Azaan Akbar, DO1, Azadeh Brumand, DO2, Brian Carlson, MD3, Vishvinder Sharma, MD2, Phillip Oberg, DO2; 1Valley Hospital Medical Center GME, Las Vegas, NV; 2Valley Hospital Medical Center, Las Vegas, NV; 3Valley Hospital, Las Vegas, NV
Introduction: Barrett’s Esophagus (BE) is a condition of metaplastic columnar epithelium that has replaced normal stratified squamous epithelium of the distal esophagus. Typically, a consequence of chronic acid reflux, BE is a major risk factor for esophageal adenocarcinoma (EAC). The preferred treatment for BE with high-grade dysplasia (HGD) is endoscopic radiofrequency ablation (RFA). Eradication of BE with HGD is often confirmed by biopsy or wide-area transepithelial sample (WATS). This case describes a patient with refractory BE with HGD after several treatments with RFA. Although biopsies remained negative for dysplasia, evaluation with WATS confirmed HGD.
Methods: A 71 yo female with longstanding BE, hiatal hernia and controlled GERD underwent surveillance EGD revealing long-segment BE Prague classification C5M7. Biopsies confirmed HGD. She underwent RFA on 3 occasions due to residual long-segment BE. Although follow-up EGD demonstrated persistent long-segment BE, repeat 4-quadrant biopsies every 1 cm from the Z line were negative for dysplasia. Subsequent evaluation with WATS, however, confirmed the presence of HGD. EUS was negative for submucosal invasion and the patient was referred to a cardiothoracic surgeon for further management.
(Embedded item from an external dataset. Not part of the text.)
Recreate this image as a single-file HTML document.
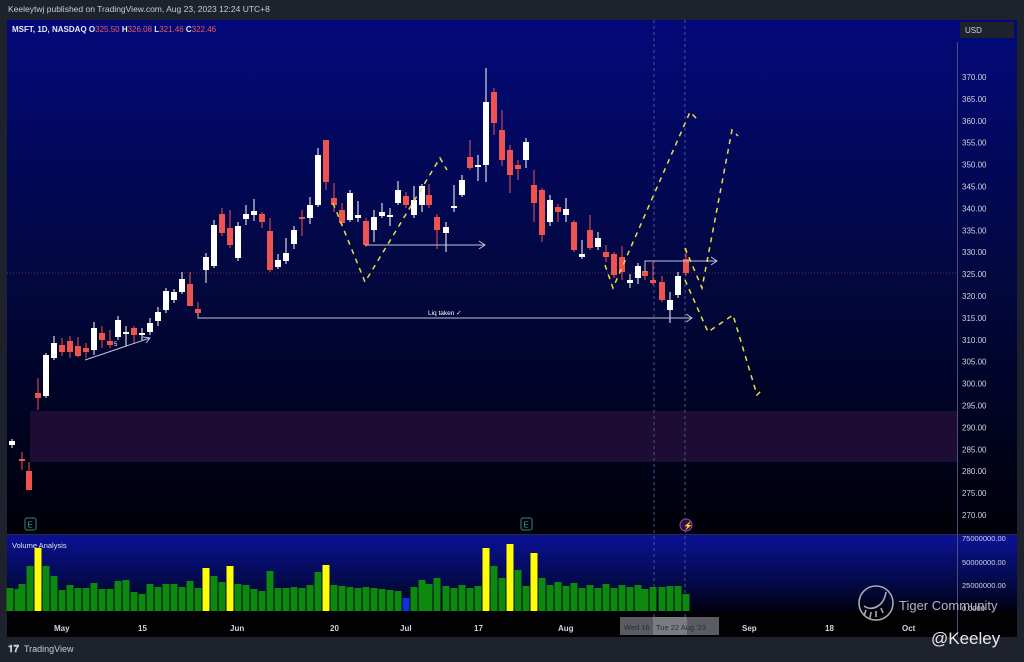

Discussion: The risk of developing EAC from Barrett’s ranges from 0.1 to 3.0 percent per year. Treatment of precancerous lesions including low-grade dysplasia, HGD, or intramucosal carcinoma can be done endoscopically. After treating acid reflux with PPI therapy, eradication of dysplasia with RFA is the preferred modality over cryotherapy, photodynamic therapy and endoscopic mucosal resection. In several studies, RFA is estimated to have a 90% success rate in eradicating dysplasia at 5 years. Factors such as long-segment BE and uncontrolled reflux esophagitis may contribute to poor response to RFA. Currently, biopsies taken by the Seattle protocol are the standard to confirm the presence of dysplasia/metaplasia. Despite requiring confirmation by a second pathologist, this method is subject to sampling error, as it is estimated to cover only 4 to 6% of the affected area. As is evident in our case, WATS may offer additional diagnostic value as an adjunctive tool, particularly for patients with factors known to predict poor response to RFA. Currently, data supporting use of WATS has been limited to investigational studies. Additional research is needed to explore the effectiveness of the routine use of WATS in a community hospital setting.
Post-RFA Upper Endoscopy: Middle Third of Esophagus
Post-RFA Upper Endoscopy: Lower Third of Esophagus
Disclosures: Azaan Akbar indicated no relevant financial relationships. Azadeh Brumand indicated no relevant financial relationships. Brian Carlson indicated no relevant financial relationships. Vishvinder Sharma indicated no relevant financial relationships. Phillip Oberg indicated no relevant financial relationships.